— start —

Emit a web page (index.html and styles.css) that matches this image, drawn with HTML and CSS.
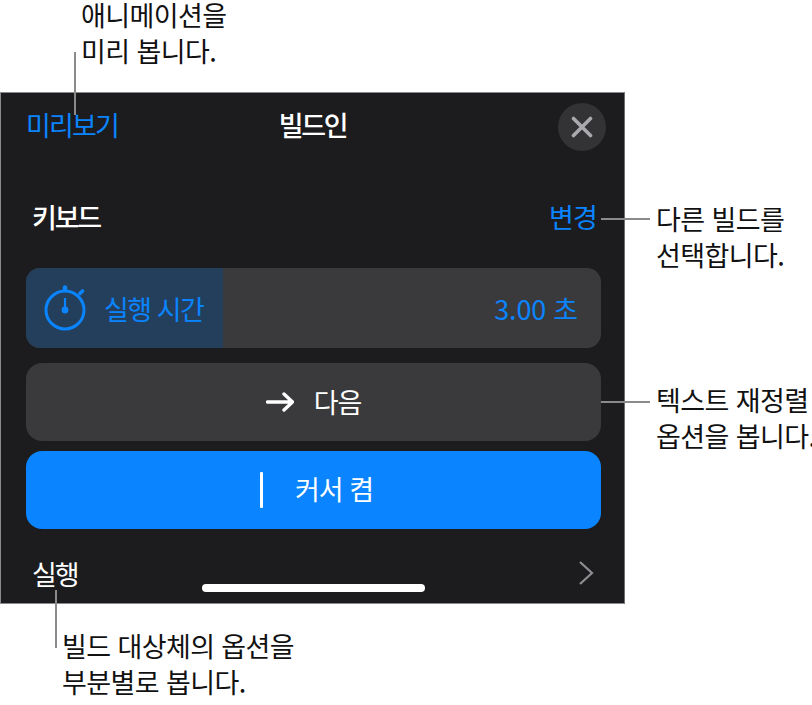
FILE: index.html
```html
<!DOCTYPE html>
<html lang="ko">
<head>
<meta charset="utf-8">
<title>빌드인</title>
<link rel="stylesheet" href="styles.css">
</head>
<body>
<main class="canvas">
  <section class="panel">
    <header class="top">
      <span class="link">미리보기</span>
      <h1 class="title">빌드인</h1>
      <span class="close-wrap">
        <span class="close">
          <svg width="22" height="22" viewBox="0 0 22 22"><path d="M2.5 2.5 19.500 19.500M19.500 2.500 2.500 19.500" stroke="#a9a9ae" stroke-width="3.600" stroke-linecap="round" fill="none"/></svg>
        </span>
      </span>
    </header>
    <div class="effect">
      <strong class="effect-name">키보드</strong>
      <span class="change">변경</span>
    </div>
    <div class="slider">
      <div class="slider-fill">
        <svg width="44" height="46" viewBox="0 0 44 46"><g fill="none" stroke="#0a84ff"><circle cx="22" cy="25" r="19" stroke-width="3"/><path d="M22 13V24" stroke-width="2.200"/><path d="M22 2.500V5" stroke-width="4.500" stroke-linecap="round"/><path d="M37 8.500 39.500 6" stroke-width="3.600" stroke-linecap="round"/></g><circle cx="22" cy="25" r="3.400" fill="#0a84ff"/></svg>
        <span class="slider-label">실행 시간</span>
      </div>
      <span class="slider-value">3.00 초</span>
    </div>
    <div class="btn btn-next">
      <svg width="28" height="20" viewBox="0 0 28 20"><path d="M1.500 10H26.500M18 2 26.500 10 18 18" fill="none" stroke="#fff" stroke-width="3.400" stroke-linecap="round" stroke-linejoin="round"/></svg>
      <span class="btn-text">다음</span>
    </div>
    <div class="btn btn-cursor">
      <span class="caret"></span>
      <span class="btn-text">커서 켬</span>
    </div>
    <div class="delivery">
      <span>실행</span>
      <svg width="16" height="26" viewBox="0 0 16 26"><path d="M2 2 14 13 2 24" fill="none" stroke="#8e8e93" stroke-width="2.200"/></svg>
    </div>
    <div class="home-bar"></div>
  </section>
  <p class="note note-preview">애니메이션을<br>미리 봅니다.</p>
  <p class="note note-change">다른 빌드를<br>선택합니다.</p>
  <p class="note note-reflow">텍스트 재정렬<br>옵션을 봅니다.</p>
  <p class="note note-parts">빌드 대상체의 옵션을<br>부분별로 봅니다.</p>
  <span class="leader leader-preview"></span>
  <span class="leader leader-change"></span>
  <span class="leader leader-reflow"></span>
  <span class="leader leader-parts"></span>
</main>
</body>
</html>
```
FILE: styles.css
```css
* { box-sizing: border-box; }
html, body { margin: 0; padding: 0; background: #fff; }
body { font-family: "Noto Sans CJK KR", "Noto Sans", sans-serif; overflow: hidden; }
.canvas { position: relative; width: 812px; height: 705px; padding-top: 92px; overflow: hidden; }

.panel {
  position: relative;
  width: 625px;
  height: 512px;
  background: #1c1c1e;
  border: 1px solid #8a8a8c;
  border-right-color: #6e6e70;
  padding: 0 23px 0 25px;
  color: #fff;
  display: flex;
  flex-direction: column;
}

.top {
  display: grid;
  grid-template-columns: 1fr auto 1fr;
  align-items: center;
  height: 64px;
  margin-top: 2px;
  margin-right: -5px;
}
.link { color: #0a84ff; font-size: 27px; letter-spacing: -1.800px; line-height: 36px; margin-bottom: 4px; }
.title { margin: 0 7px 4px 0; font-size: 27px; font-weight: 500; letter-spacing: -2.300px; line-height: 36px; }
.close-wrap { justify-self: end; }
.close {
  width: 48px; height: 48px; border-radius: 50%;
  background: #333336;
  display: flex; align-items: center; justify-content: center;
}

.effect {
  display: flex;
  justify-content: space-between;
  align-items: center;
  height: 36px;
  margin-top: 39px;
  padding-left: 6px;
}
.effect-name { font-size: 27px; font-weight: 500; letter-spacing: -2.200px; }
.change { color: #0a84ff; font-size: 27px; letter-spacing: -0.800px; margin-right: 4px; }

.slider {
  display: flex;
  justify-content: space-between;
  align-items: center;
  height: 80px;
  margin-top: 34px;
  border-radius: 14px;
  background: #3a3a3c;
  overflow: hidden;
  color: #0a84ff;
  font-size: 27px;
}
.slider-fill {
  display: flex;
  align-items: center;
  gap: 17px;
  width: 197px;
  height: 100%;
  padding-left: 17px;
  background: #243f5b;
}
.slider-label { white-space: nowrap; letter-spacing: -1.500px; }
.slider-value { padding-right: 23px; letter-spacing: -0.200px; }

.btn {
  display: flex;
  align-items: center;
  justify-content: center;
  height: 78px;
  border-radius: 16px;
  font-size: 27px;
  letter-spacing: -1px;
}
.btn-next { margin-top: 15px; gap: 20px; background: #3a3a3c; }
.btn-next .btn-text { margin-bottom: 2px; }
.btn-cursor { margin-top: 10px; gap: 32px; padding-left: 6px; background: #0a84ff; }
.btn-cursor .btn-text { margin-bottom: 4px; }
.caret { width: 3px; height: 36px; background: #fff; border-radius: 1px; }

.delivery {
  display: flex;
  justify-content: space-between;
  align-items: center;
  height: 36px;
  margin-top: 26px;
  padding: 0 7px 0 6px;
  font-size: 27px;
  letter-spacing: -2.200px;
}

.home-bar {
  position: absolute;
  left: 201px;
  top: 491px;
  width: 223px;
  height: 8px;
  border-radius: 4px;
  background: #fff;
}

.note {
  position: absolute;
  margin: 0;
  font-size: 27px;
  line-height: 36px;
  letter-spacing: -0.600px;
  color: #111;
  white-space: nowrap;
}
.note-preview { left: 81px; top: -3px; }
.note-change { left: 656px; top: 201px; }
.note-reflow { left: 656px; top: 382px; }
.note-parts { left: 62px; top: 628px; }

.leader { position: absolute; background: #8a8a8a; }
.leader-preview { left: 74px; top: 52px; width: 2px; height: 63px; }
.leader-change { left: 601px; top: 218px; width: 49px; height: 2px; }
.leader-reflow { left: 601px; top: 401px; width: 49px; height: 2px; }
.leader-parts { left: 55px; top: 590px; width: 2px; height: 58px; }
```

— end —

Direction:
Transcribe the listing above verbatim. Omit the pictures.

Expected answer:
Emit a web page (index.html and styles.css) that matches this image, drawn with HTML and CSS.
FILE: index.html
```html
<!DOCTYPE html>
<html lang="ko">
<head>
<meta charset="utf-8">
<title>빌드인</title>
<link rel="stylesheet" href="styles.css">
</head>
<body>
<main class="canvas">
  <section class="panel">
    <header class="top">
      <span class="link">미리보기</span>
      <h1 class="title">빌드인</h1>
      <span class="close-wrap">
        <span class="close">
          <svg width="22" height="22" viewBox="0 0 22 22"><path d="M2.5 2.5 19.500 19.500M19.500 2.500 2.500 19.500" stroke="#a9a9ae" stroke-width="3.600" stroke-linecap="round" fill="none"/></svg>
        </span>
      </span>
    </header>
    <div class="effect">
      <strong class="effect-name">키보드</strong>
      <span class="change">변경</span>
    </div>
    <div class="slider">
      <div class="slider-fill">
        <svg width="44" height="46" viewBox="0 0 44 46"><g fill="none" stroke="#0a84ff"><circle cx="22" cy="25" r="19" stroke-width="3"/><path d="M22 13V24" stroke-width="2.200"/><path d="M22 2.500V5" stroke-width="4.500" stroke-linecap="round"/><path d="M37 8.500 39.500 6" stroke-width="3.600" stroke-linecap="round"/></g><circle cx="22" cy="25" r="3.400" fill="#0a84ff"/></svg>
        <span class="slider-label">실행 시간</span>
      </div>
      <span class="slider-value">3.00 초</span>
    </div>
    <div class="btn btn-next">
      <svg width="28" height="20" viewBox="0 0 28 20"><path d="M1.500 10H26.500M18 2 26.500 10 18 18" fill="none" stroke="#fff" stroke-width="3.400" stroke-linecap="round" stroke-linejoin="round"/></svg>
      <span class="btn-text">다음</span>
    </div>
    <div class="btn btn-cursor">
      <span class="caret"></span>
      <span class="btn-text">커서 켬</span>
    </div>
    <div class="delivery">
      <span>실행</span>
      <svg width="16" height="26" viewBox="0 0 16 26"><path d="M2 2 14 13 2 24" fill="none" stroke="#8e8e93" stroke-width="2.200"/></svg>
    </div>
    <div class="home-bar"></div>
  </section>
  <p class="note note-preview">애니메이션을<br>미리 봅니다.</p>
  <p class="note note-change">다른 빌드를<br>선택합니다.</p>
  <p class="note note-reflow">텍스트 재정렬<br>옵션을 봅니다.</p>
  <p class="note note-parts">빌드 대상체의 옵션을<br>부분별로 봅니다.</p>
  <span class="leader leader-preview"></span>
  <span class="leader leader-change"></span>
  <span class="leader leader-reflow"></span>
  <span class="leader leader-parts"></span>
</main>
</body>
</html>
```
FILE: styles.css
```css
* { box-sizing: border-box; }
html, body { margin: 0; padding: 0; background: #fff; }
body { font-family: "Noto Sans CJK KR", "Noto Sans", sans-serif; overflow: hidden; }
.canvas { position: relative; width: 812px; height: 705px; padding-top: 92px; overflow: hidden; }

.panel {
  position: relative;
  width: 625px;
  height: 512px;
  background: #1c1c1e;
  border: 1px solid #8a8a8c;
  border-right-color: #6e6e70;
  padding: 0 23px 0 25px;
  color: #fff;
  display: flex;
  flex-direction: column;
}

.top {
  display: grid;
  grid-template-columns: 1fr auto 1fr;
  align-items: center;
  height: 64px;
  margin-top: 2px;
  margin-right: -5px;
}
.link { color: #0a84ff; font-size: 27px; letter-spacing: -1.800px; line-height: 36px; margin-bottom: 4px; }
.title { margin: 0 7px 4px 0; font-size: 27px; font-weight: 500; letter-spacing: -2.300px; line-height: 36px; }
.close-wrap { justify-self: end; }
.close {
  width: 48px; height: 48px; border-radius: 50%;
  background: #333336;
  display: flex; align-items: center; justify-content: center;
}

.effect {
  display: flex;
  justify-content: space-between;
  align-items: center;
  height: 36px;
  margin-top: 39px;
  padding-left: 6px;
}
.effect-name { font-size: 27px; font-weight: 500; letter-spacing: -2.200px; }
.change { color: #0a84ff; font-size: 27px; letter-spacing: -0.800px; margin-right: 4px; }

.slider {
  display: flex;
  justify-content: space-between;
  align-items: center;
  height: 80px;
  margin-top: 34px;
  border-radius: 14px;
  background: #3a3a3c;
  overflow: hidden;
  color: #0a84ff;
  font-size: 27px;
}
.slider-fill {
  display: flex;
  align-items: center;
  gap: 17px;
  width: 197px;
  height: 100%;
  padding-left: 17px;
  background: #243f5b;
}
.slider-label { white-space: nowrap; letter-spacing: -1.500px; }
.slider-value { padding-right: 23px; letter-spacing: -0.200px; }

.btn {
  display: flex;
  align-items: center;
  justify-content: center;
  height: 78px;
  border-radius: 16px;
  font-size: 27px;
  letter-spacing: -1px;
}
.btn-next { margin-top: 15px; gap: 20px; background: #3a3a3c; }
.btn-next .btn-text { margin-bottom: 2px; }
.btn-cursor { margin-top: 10px; gap: 32px; padding-left: 6px; background: #0a84ff; }
.btn-cursor .btn-text { margin-bottom: 4px; }
.caret { width: 3px; height: 36px; background: #fff; border-radius: 1px; }

.delivery {
  display: flex;
  justify-content: space-between;
  align-items: center;
  height: 36px;
  margin-top: 26px;
  padding: 0 7px 0 6px;
  font-size: 27px;
  letter-spacing: -2.200px;
}

.home-bar {
  position: absolute;
  left: 201px;
  top: 491px;
  width: 223px;
  height: 8px;
  border-radius: 4px;
  background: #fff;
}

.note {
  position: absolute;
  margin: 0;
  font-size: 27px;
  line-height: 36px;
  letter-spacing: -0.600px;
  color: #111;
  white-space: nowrap;
}
.note-preview { left: 81px; top: -3px; }
.note-change { left: 656px; top: 201px; }
.note-reflow { left: 656px; top: 382px; }
.note-parts { left: 62px; top: 628px; }

.leader { position: absolute; background: #8a8a8a; }
.leader-preview { left: 74px; top: 52px; width: 2px; height: 63px; }
.leader-change { left: 601px; top: 218px; width: 49px; height: 2px; }
.leader-reflow { left: 601px; top: 401px; width: 49px; height: 2px; }
.leader-parts { left: 55px; top: 590px; width: 2px; height: 58px; }
```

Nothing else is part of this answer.